Windows Vista has search boxes everywhere. While this is nice, I have little use for it. I meticulously organize things. My Start menu is slim, trimmed, and efficient. I keep my inbox empty and my emails painstakingly sorted. Given just about any file on my computer, I usually know right where it is. I'm just organized like that.
But one place where I really, really like the feature is the Add or Remove Programs control panel, now the Programs and Features control panel. The things in there I don't have control over, and thus I often can't find what I'm looking for. The latest release of WPF/E (it doesn't matter what that is) requires that I uninstall the previous version. Oh, okay, I'll just do that.
But wait... where is it? I've got a billion programs in that list. Before Vista I'd have to first wait a ridiculously long time for the dialog to come up in the first place, and then I'd have to scan through the awful dialog alphabetically. (At least it's easier to read than the awful version from Windows 95...) But you never know where things are going to be sorted. Where's WPF/E?

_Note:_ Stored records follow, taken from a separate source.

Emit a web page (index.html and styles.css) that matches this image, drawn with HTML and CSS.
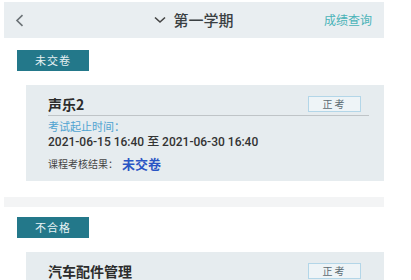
FILE: index.html
```html
<!DOCTYPE html>
<html lang="zh">
<head>
<meta charset="utf-8">
<link rel="stylesheet" href="styles.css">
</head>
<body>
<div class="page">
  <div class="header">
    <div class="back">
      <svg width="9" height="13" viewBox="0 0 9 13"><path d="M7.5 1.2 L2 6.5 L7.5 11.8" fill="none" stroke="#6b7276" stroke-width="1.6"/></svg>
    </div>
    <div class="title">
      <svg class="chev" width="12" height="8" viewBox="0 0 12 8"><path d="M1 1.5 L6 6 L11 1.5" fill="none" stroke="#444" stroke-width="1.6"/></svg>
      <span>第一学期</span>
    </div>
    <div class="link">成绩查询</div>
  </div>

  <div class="tab tab-first">未交卷</div>
  <div class="card">
    <div class="card-top">
      <div class="course">声乐2</div>
      <div class="kind">正考</div>
    </div>
    <div class="rule"></div>
    <div class="label">考试起止时间：</div>
    <div class="date">2021-06-15 16:40 至 2021-06-30 16:40</div>
    <div class="result"><span class="result-label">课程考核结果：</span><span class="result-value">未交卷</span></div>
  </div>

  <div class="band"></div>

  <div class="tab">不合格</div>
  <div class="card card-cut">
    <div class="card-top">
      <div class="course">汽车配件管理</div>
      <div class="kind">正考</div>
    </div>
  </div>
</div>
</body>
</html>
```

FILE: styles.css
```css
html, body {
  margin: 0;
  padding: 0;
  background: #ffffff;
  overflow: hidden;
}
body {
  font-family: "Noto Sans CJK SC", "Noto Sans", sans-serif;
  color: #333;
}
.page {
  width: 380px;
  margin-left: 4px;
  padding-top: 2px;
}
.header {
  height: 36px;
  background: #e9eef1;
  display: grid;
  grid-template-columns: 1fr auto 1fr;
  align-items: center;
}
.back {
  padding-left: 11px;
  display: flex;
  align-items: center;
}
.title {
  display: flex;
  align-items: center;
  font-size: 15px;
  font-weight: 500;
  color: #3a3f42;
  line-height: 20px;
}
.chev {
  margin-right: 7px;
}
.link {
  justify-self: end;
  padding-right: 12px;
  font-size: 12px;
  color: #49b3b8;
  line-height: 16px;
}
.tab {
  margin-left: 13px;
  width: 72px;
  height: 21px;
  background: #23788a;
  color: #e8f2f4;
  font-size: 11px;
  line-height: 21px;
  text-align: center;
  letter-spacing: 1px;
  margin-top: 10px;
}
.tab-first {
  margin-top: 12px;
}
.card {
  margin-top: 14px;
  margin-left: 22px;
  width: 358px;
  box-sizing: border-box;
  background: #e6ecef;
  padding: 11px 15px 10px 22px;
}
.card-cut {
  height: 40px;
}
.card-top {
  height: 16px;
  display: flex;
  justify-content: space-between;
  align-items: center;
}
.course {
  font-size: 14px;
  font-weight: 700;
  color: #2c2c2c;
  line-height: 16px;
}
.kind {
  width: 51px;
  height: 14px;
  margin-right: 8px;
  border: 1px solid #b3d6e8;
  background: #eef4f7;
  font-size: 10px;
  line-height: 14px;
  text-align: center;
  color: #5a6a72;
  letter-spacing: 2px;
}
.rule {
  margin-top: 3px;
  height: 1px;
  background: #bfc4c7;
}
.label {
  margin-top: 3px;
  font-size: 11px;
  line-height: 14px;
  color: #4fa3d1;
}
.date {
  margin-top: 1px;
  font-family: Roboto, "Noto Sans CJK SC", sans-serif;
  font-size: 12px;
  font-weight: 500;
  line-height: 16px;
  color: #333;
}
.result {
  margin-top: 5px;
  height: 16px;
  display: flex;
  align-items: center;
}
.result-label {
  font-size: 10px;
  color: #444;
  margin-right: 4px;
}
.result-value {
  font-size: 13px;
  font-weight: 700;
  color: #2a55c4;
}
.band {
  margin-top: 16px;
  height: 10px;
  background: #f3f4f5;
}
```
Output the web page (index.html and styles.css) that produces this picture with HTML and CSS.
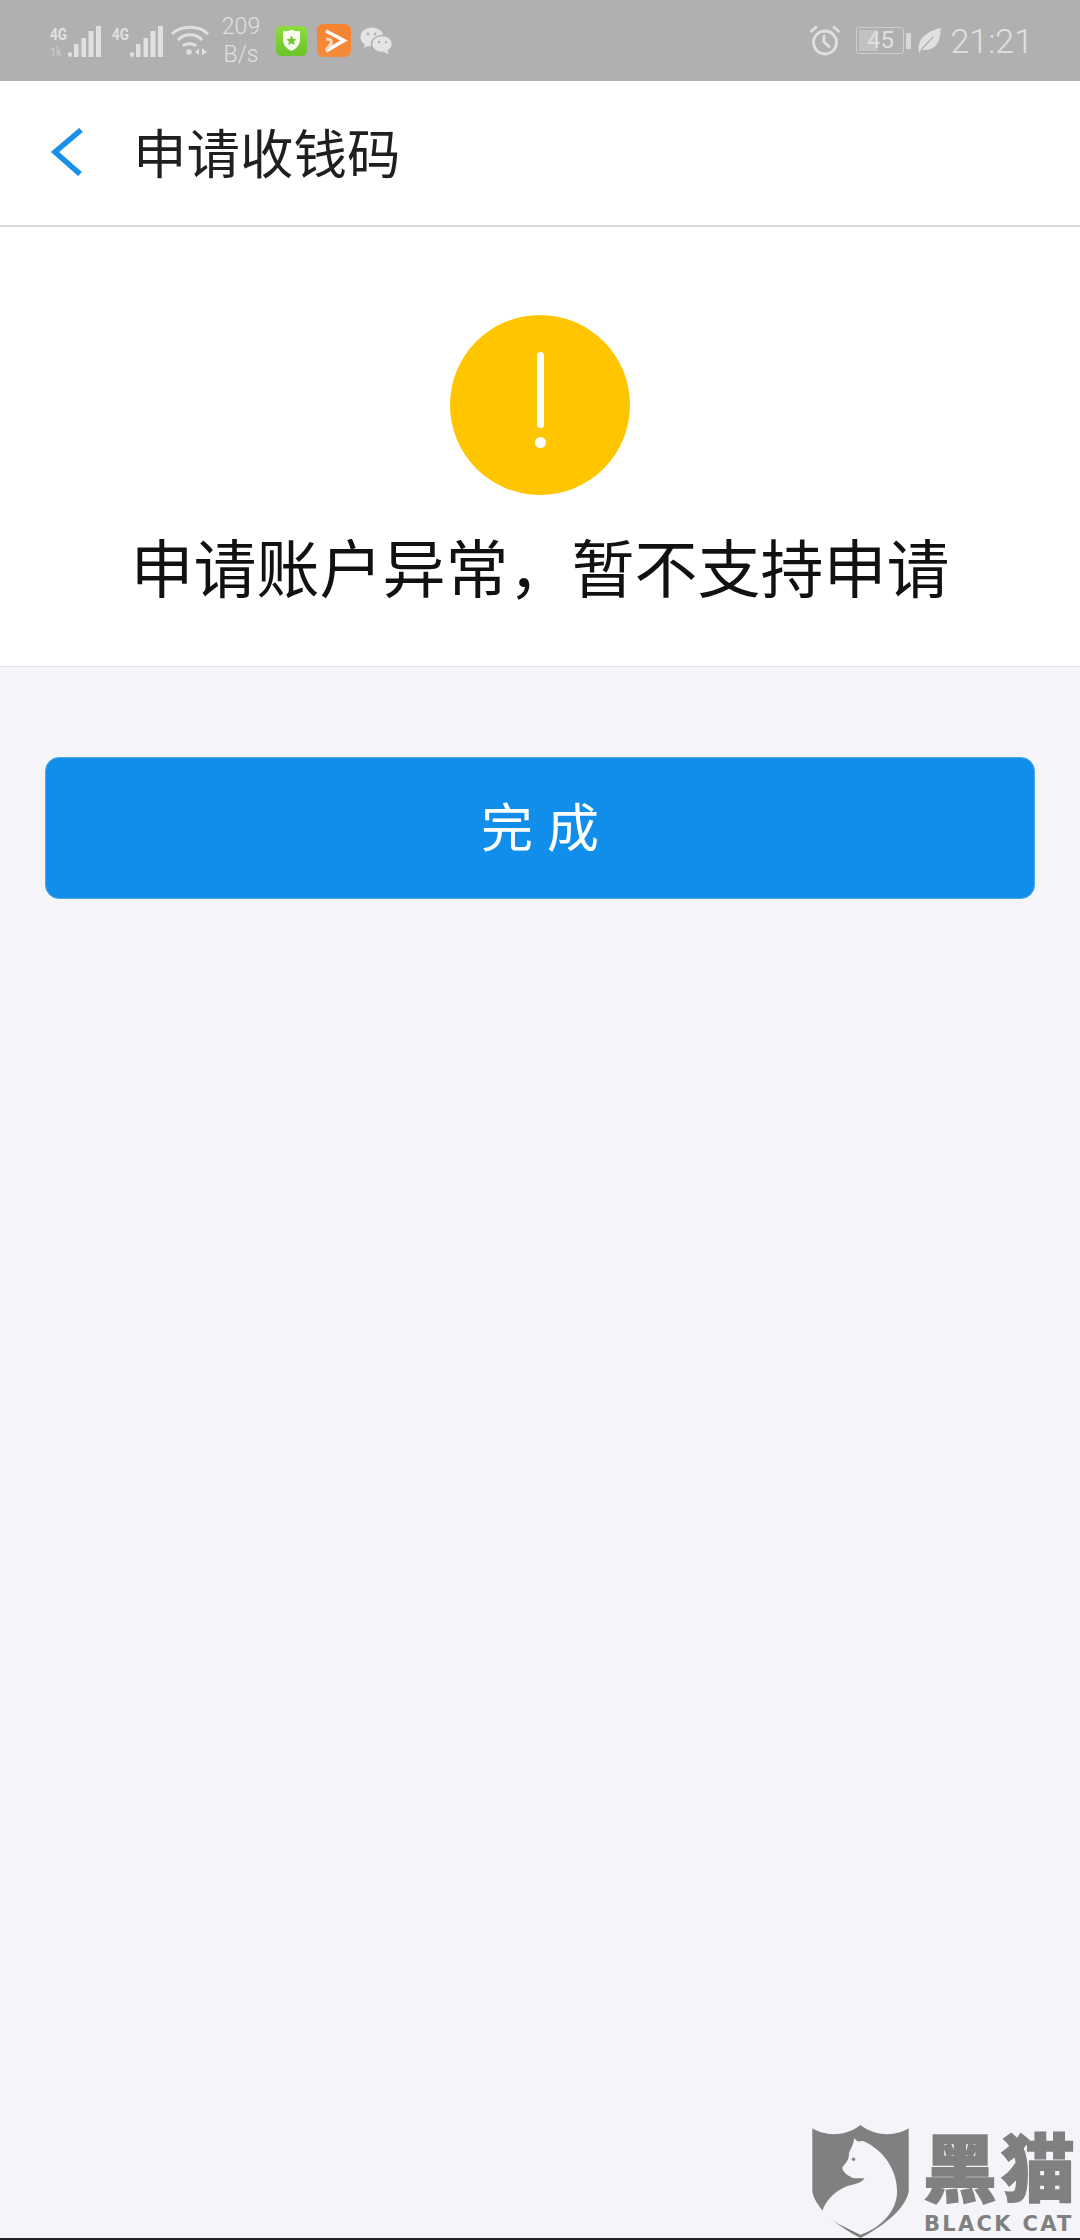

Is it under Microsoft WPF/E?
Is it under WPF/E?
It's an unreleased product. Is it under Microsoft Codename WPF/E?
Is it under Microsoft Windows Presentation Foundation Everywhere?
All of those things are possible, so you have to either read every item in the list, or find at least those four places and look for it. As it turns out, in this particular example, you'd still not find it. It turns out that it's...
"WPF/E" (codename) Community Technology Preview (Feb 2007)
Ugh. Because of the quotation mark, it doesn't sort with any of the possibilities I listed above. On any previous release of Windows, it would be a pain. But, in Vista, you just click in the search box and type wpf and you find it.
This is the way things should be. It's a pity that search boxes were so rare until the past few years.